[START Records supplied]
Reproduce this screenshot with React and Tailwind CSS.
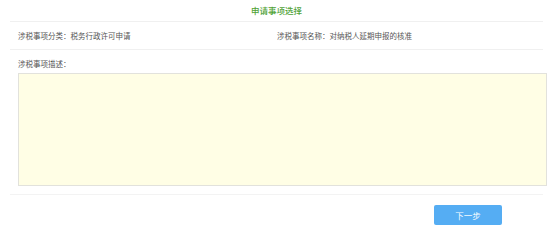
export default function App() {
  return (
    <div className="w-[554px] h-[236px] bg-white text-[#555] text-[7.5px]" style={{ fontFamily: '"Noto Sans CJK SC", "Noto Sans", sans-serif' }}>
      <div className="mx-[10px] w-[533px] h-[22px] border-b border-[#f0f0f0] flex items-center justify-center">
        <span className="text-[#4fa236] text-[8.5px] leading-none font-medium">申请事项选择</span>
      </div>
      <div className="mx-[10px] w-[533px] h-[28px] border-b border-[#f0f0f0] flex items-center">
        <div className="w-[267px] pl-[8px]">涉税事项分类：税务行政许可申请</div>
        <div>涉税事项名称：对纳税人延期申报的核准</div>
      </div>
      <div className="pl-[18px] h-[23px] flex items-center pt-[5px]">涉税事项描述：</div>
      <div className="ml-[18px] w-[529px] h-[113px] bg-[#fffee5] border border-[#e2e2dc]"></div>
      <div className="mx-[10px] w-[533px] h-[9px] border-b border-[#f3f3f3]"></div>
      <div className="flex pl-[434px] pt-[10px]">
        <div className="w-[68px] h-[20px] bg-[#55adf3] rounded-[2px] text-white text-[8.5px] flex items-center justify-center">下一步</div>
      </div>
    </div>
  );
}
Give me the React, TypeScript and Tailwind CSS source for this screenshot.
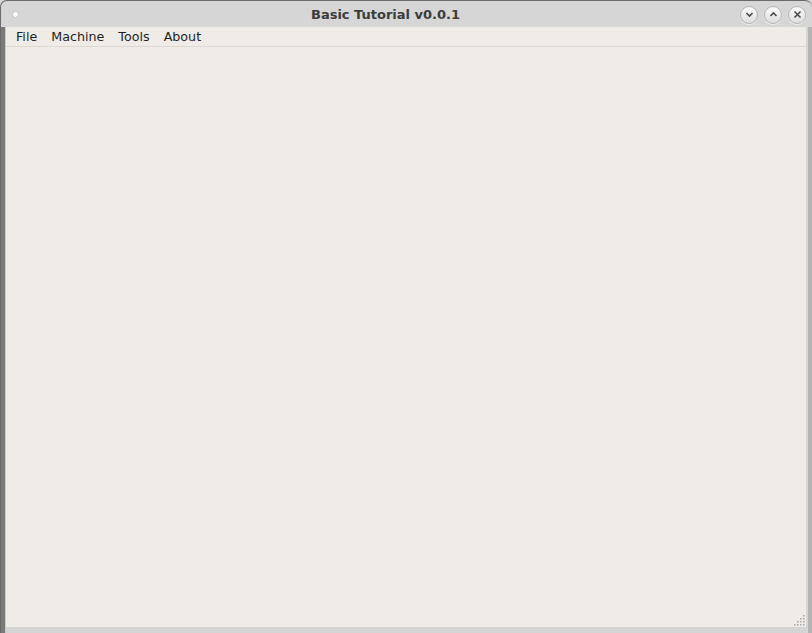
[END Records supplied]
Task objective:
Copy out all the data exactly; skip the pictures.

Finished answer:
Reproduce this screenshot with React and Tailwind CSS.
export default function App() {
  return (
    <div className="w-[554px] h-[236px] bg-white text-[#555] text-[7.5px]" style={{ fontFamily: '"Noto Sans CJK SC", "Noto Sans", sans-serif' }}>
      <div className="mx-[10px] w-[533px] h-[22px] border-b border-[#f0f0f0] flex items-center justify-center">
        <span className="text-[#4fa236] text-[8.5px] leading-none font-medium">申请事项选择</span>
      </div>
      <div className="mx-[10px] w-[533px] h-[28px] border-b border-[#f0f0f0] flex items-center">
        <div className="w-[267px] pl-[8px]">涉税事项分类：税务行政许可申请</div>
        <div>涉税事项名称：对纳税人延期申报的核准</div>
      </div>
      <div className="pl-[18px] h-[23px] flex items-center pt-[5px]">涉税事项描述：</div>
      <div className="ml-[18px] w-[529px] h-[113px] bg-[#fffee5] border border-[#e2e2dc]"></div>
      <div className="mx-[10px] w-[533px] h-[9px] border-b border-[#f3f3f3]"></div>
      <div className="flex pl-[434px] pt-[10px]">
        <div className="w-[68px] h-[20px] bg-[#55adf3] rounded-[2px] text-white text-[8.5px] flex items-center justify-center">下一步</div>
      </div>
    </div>
  );
}
Give me the React, TypeScript and Tailwind CSS source for this screenshot.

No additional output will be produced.